_Task prompt_
Any pictures in the records below should be skipped; write out everything else exactly.

[Start of Material supplied]

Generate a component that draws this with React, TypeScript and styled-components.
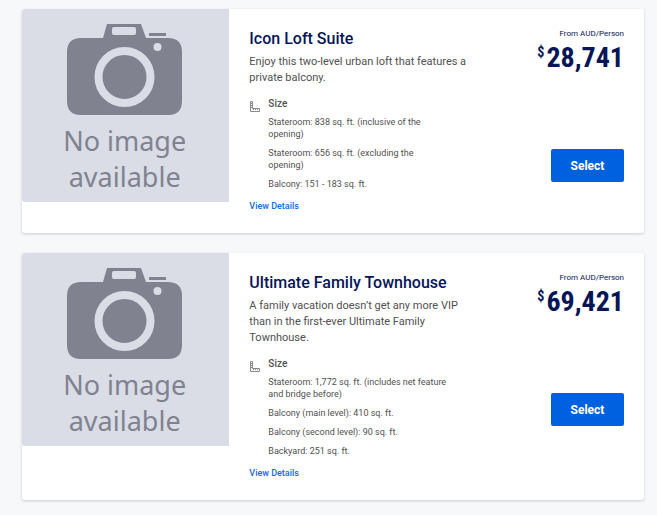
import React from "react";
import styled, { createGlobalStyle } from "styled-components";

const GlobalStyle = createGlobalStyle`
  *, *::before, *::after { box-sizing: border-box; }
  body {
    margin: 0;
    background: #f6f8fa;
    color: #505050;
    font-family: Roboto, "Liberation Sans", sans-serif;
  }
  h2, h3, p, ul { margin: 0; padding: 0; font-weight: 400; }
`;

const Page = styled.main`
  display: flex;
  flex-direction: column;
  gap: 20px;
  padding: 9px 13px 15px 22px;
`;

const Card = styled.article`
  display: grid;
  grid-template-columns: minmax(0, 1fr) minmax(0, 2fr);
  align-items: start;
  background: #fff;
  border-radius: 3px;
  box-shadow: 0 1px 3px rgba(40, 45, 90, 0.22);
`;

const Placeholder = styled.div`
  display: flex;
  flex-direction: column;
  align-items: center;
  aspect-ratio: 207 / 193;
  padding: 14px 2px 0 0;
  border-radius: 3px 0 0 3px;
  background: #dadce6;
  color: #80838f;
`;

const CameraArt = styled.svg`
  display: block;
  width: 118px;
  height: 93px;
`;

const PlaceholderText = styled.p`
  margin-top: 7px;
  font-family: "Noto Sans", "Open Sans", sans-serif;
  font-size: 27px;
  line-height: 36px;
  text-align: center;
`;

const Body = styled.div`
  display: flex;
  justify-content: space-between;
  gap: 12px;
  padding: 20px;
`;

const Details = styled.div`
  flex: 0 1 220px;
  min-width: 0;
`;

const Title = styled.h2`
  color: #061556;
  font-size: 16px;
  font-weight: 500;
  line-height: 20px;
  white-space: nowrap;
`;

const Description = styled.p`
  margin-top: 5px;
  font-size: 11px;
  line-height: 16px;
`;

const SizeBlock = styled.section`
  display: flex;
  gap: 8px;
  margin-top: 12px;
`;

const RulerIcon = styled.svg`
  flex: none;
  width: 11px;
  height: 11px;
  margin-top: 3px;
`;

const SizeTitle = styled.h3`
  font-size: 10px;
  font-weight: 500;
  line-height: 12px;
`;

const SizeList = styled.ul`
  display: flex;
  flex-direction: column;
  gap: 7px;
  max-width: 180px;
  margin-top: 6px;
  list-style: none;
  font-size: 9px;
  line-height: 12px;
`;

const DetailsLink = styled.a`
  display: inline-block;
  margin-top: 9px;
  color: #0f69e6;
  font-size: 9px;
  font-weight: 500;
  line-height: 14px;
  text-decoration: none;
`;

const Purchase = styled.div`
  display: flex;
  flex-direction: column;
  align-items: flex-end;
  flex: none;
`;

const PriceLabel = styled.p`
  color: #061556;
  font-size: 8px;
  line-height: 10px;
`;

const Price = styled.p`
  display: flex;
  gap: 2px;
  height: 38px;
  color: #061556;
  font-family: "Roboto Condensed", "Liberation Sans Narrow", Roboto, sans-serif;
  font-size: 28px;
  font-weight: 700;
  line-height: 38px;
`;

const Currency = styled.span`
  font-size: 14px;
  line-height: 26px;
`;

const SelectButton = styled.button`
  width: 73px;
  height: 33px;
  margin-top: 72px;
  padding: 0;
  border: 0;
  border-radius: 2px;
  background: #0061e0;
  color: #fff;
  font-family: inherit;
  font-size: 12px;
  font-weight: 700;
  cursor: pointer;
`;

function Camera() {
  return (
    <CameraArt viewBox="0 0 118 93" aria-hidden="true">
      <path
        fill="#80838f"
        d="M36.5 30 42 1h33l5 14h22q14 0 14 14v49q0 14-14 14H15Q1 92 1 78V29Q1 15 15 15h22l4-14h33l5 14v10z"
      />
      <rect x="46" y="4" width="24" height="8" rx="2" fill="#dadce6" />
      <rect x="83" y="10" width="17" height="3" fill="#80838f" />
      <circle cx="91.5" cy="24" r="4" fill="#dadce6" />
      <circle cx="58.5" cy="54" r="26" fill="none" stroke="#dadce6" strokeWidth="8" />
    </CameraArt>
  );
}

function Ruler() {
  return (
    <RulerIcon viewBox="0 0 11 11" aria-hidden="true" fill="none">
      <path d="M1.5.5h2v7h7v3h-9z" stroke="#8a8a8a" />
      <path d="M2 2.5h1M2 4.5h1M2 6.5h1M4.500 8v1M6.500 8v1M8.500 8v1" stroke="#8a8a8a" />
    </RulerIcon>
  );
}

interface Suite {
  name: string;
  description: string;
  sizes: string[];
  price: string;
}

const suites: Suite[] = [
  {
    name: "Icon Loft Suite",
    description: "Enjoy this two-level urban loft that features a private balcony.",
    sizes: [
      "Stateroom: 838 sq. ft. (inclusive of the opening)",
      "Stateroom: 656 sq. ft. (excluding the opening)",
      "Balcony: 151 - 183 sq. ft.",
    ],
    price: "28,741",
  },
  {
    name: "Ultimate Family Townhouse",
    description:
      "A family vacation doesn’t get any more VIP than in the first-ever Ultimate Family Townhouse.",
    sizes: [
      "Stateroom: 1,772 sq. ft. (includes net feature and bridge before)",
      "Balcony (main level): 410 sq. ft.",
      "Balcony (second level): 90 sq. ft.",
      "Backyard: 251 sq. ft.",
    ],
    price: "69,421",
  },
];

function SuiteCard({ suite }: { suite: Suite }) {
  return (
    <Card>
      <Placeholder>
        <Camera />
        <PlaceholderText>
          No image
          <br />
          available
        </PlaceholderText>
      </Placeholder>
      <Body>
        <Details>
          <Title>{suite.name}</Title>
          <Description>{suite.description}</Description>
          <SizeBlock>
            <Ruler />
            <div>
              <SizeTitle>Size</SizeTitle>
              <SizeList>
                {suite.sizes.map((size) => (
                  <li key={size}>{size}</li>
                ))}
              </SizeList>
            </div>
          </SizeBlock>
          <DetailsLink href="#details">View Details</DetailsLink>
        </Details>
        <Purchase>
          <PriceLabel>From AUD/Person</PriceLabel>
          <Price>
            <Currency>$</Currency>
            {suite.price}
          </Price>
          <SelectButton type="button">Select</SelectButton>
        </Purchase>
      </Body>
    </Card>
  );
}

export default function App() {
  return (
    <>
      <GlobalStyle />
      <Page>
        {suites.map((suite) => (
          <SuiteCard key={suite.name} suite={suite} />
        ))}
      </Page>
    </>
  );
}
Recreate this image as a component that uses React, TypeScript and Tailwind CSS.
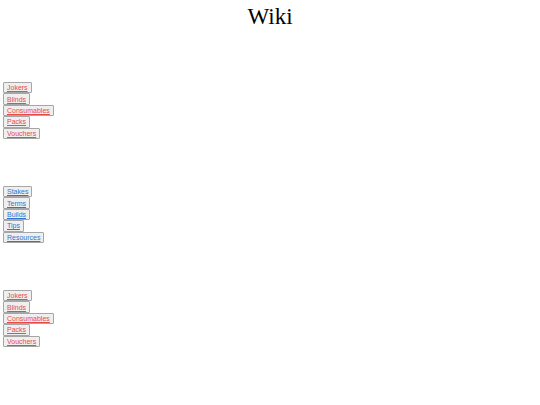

[End of Material supplied]

_Expected answer_
Generate a component that draws this with React, TypeScript and styled-components.
import React from "react";
import styled, { createGlobalStyle } from "styled-components";

const GlobalStyle = createGlobalStyle`
  *, *::before, *::after { box-sizing: border-box; }
  body {
    margin: 0;
    background: #f6f8fa;
    color: #505050;
    font-family: Roboto, "Liberation Sans", sans-serif;
  }
  h2, h3, p, ul { margin: 0; padding: 0; font-weight: 400; }
`;

const Page = styled.main`
  display: flex;
  flex-direction: column;
  gap: 20px;
  padding: 9px 13px 15px 22px;
`;

const Card = styled.article`
  display: grid;
  grid-template-columns: minmax(0, 1fr) minmax(0, 2fr);
  align-items: start;
  background: #fff;
  border-radius: 3px;
  box-shadow: 0 1px 3px rgba(40, 45, 90, 0.22);
`;

const Placeholder = styled.div`
  display: flex;
  flex-direction: column;
  align-items: center;
  aspect-ratio: 207 / 193;
  padding: 14px 2px 0 0;
  border-radius: 3px 0 0 3px;
  background: #dadce6;
  color: #80838f;
`;

const CameraArt = styled.svg`
  display: block;
  width: 118px;
  height: 93px;
`;

const PlaceholderText = styled.p`
  margin-top: 7px;
  font-family: "Noto Sans", "Open Sans", sans-serif;
  font-size: 27px;
  line-height: 36px;
  text-align: center;
`;

const Body = styled.div`
  display: flex;
  justify-content: space-between;
  gap: 12px;
  padding: 20px;
`;

const Details = styled.div`
  flex: 0 1 220px;
  min-width: 0;
`;

const Title = styled.h2`
  color: #061556;
  font-size: 16px;
  font-weight: 500;
  line-height: 20px;
  white-space: nowrap;
`;

const Description = styled.p`
  margin-top: 5px;
  font-size: 11px;
  line-height: 16px;
`;

const SizeBlock = styled.section`
  display: flex;
  gap: 8px;
  margin-top: 12px;
`;

const RulerIcon = styled.svg`
  flex: none;
  width: 11px;
  height: 11px;
  margin-top: 3px;
`;

const SizeTitle = styled.h3`
  font-size: 10px;
  font-weight: 500;
  line-height: 12px;
`;

const SizeList = styled.ul`
  display: flex;
  flex-direction: column;
  gap: 7px;
  max-width: 180px;
  margin-top: 6px;
  list-style: none;
  font-size: 9px;
  line-height: 12px;
`;

const DetailsLink = styled.a`
  display: inline-block;
  margin-top: 9px;
  color: #0f69e6;
  font-size: 9px;
  font-weight: 500;
  line-height: 14px;
  text-decoration: none;
`;

const Purchase = styled.div`
  display: flex;
  flex-direction: column;
  align-items: flex-end;
  flex: none;
`;

const PriceLabel = styled.p`
  color: #061556;
  font-size: 8px;
  line-height: 10px;
`;

const Price = styled.p`
  display: flex;
  gap: 2px;
  height: 38px;
  color: #061556;
  font-family: "Roboto Condensed", "Liberation Sans Narrow", Roboto, sans-serif;
  font-size: 28px;
  font-weight: 700;
  line-height: 38px;
`;

const Currency = styled.span`
  font-size: 14px;
  line-height: 26px;
`;

const SelectButton = styled.button`
  width: 73px;
  height: 33px;
  margin-top: 72px;
  padding: 0;
  border: 0;
  border-radius: 2px;
  background: #0061e0;
  color: #fff;
  font-family: inherit;
  font-size: 12px;
  font-weight: 700;
  cursor: pointer;
`;

function Camera() {
  return (
    <CameraArt viewBox="0 0 118 93" aria-hidden="true">
      <path
        fill="#80838f"
        d="M36.5 30 42 1h33l5 14h22q14 0 14 14v49q0 14-14 14H15Q1 92 1 78V29Q1 15 15 15h22l4-14h33l5 14v10z"
      />
      <rect x="46" y="4" width="24" height="8" rx="2" fill="#dadce6" />
      <rect x="83" y="10" width="17" height="3" fill="#80838f" />
      <circle cx="91.5" cy="24" r="4" fill="#dadce6" />
      <circle cx="58.5" cy="54" r="26" fill="none" stroke="#dadce6" strokeWidth="8" />
    </CameraArt>
  );
}

function Ruler() {
  return (
    <RulerIcon viewBox="0 0 11 11" aria-hidden="true" fill="none">
      <path d="M1.5.5h2v7h7v3h-9z" stroke="#8a8a8a" />
      <path d="M2 2.5h1M2 4.5h1M2 6.5h1M4.500 8v1M6.500 8v1M8.500 8v1" stroke="#8a8a8a" />
    </RulerIcon>
  );
}

interface Suite {
  name: string;
  description: string;
  sizes: string[];
  price: string;
}

const suites: Suite[] = [
  {
    name: "Icon Loft Suite",
    description: "Enjoy this two-level urban loft that features a private balcony.",
    sizes: [
      "Stateroom: 838 sq. ft. (inclusive of the opening)",
      "Stateroom: 656 sq. ft. (excluding the opening)",
      "Balcony: 151 - 183 sq. ft.",
    ],
    price: "28,741",
  },
  {
    name: "Ultimate Family Townhouse",
    description:
      "A family vacation doesn’t get any more VIP than in the first-ever Ultimate Family Townhouse.",
    sizes: [
      "Stateroom: 1,772 sq. ft. (includes net feature and bridge before)",
      "Balcony (main level): 410 sq. ft.",
      "Balcony (second level): 90 sq. ft.",
      "Backyard: 251 sq. ft.",
    ],
    price: "69,421",
  },
];

function SuiteCard({ suite }: { suite: Suite }) {
  return (
    <Card>
      <Placeholder>
        <Camera />
        <PlaceholderText>
          No image
          <br />
          available
        </PlaceholderText>
      </Placeholder>
      <Body>
        <Details>
          <Title>{suite.name}</Title>
          <Description>{suite.description}</Description>
          <SizeBlock>
            <Ruler />
            <div>
              <SizeTitle>Size</SizeTitle>
              <SizeList>
                {suite.sizes.map((size) => (
                  <li key={size}>{size}</li>
                ))}
              </SizeList>
            </div>
          </SizeBlock>
          <DetailsLink href="#details">View Details</DetailsLink>
        </Details>
        <Purchase>
          <PriceLabel>From AUD/Person</PriceLabel>
          <Price>
            <Currency>$</Currency>
            {suite.price}
          </Price>
          <SelectButton type="button">Select</SelectButton>
        </Purchase>
      </Body>
    </Card>
  );
}

export default function App() {
  return (
    <>
      <GlobalStyle />
      <Page>
        {suites.map((suite) => (
          <SuiteCard key={suite.name} suite={suite} />
        ))}
      </Page>
    </>
  );
}
Recreate this image as a component that uses React, TypeScript and Tailwind CSS.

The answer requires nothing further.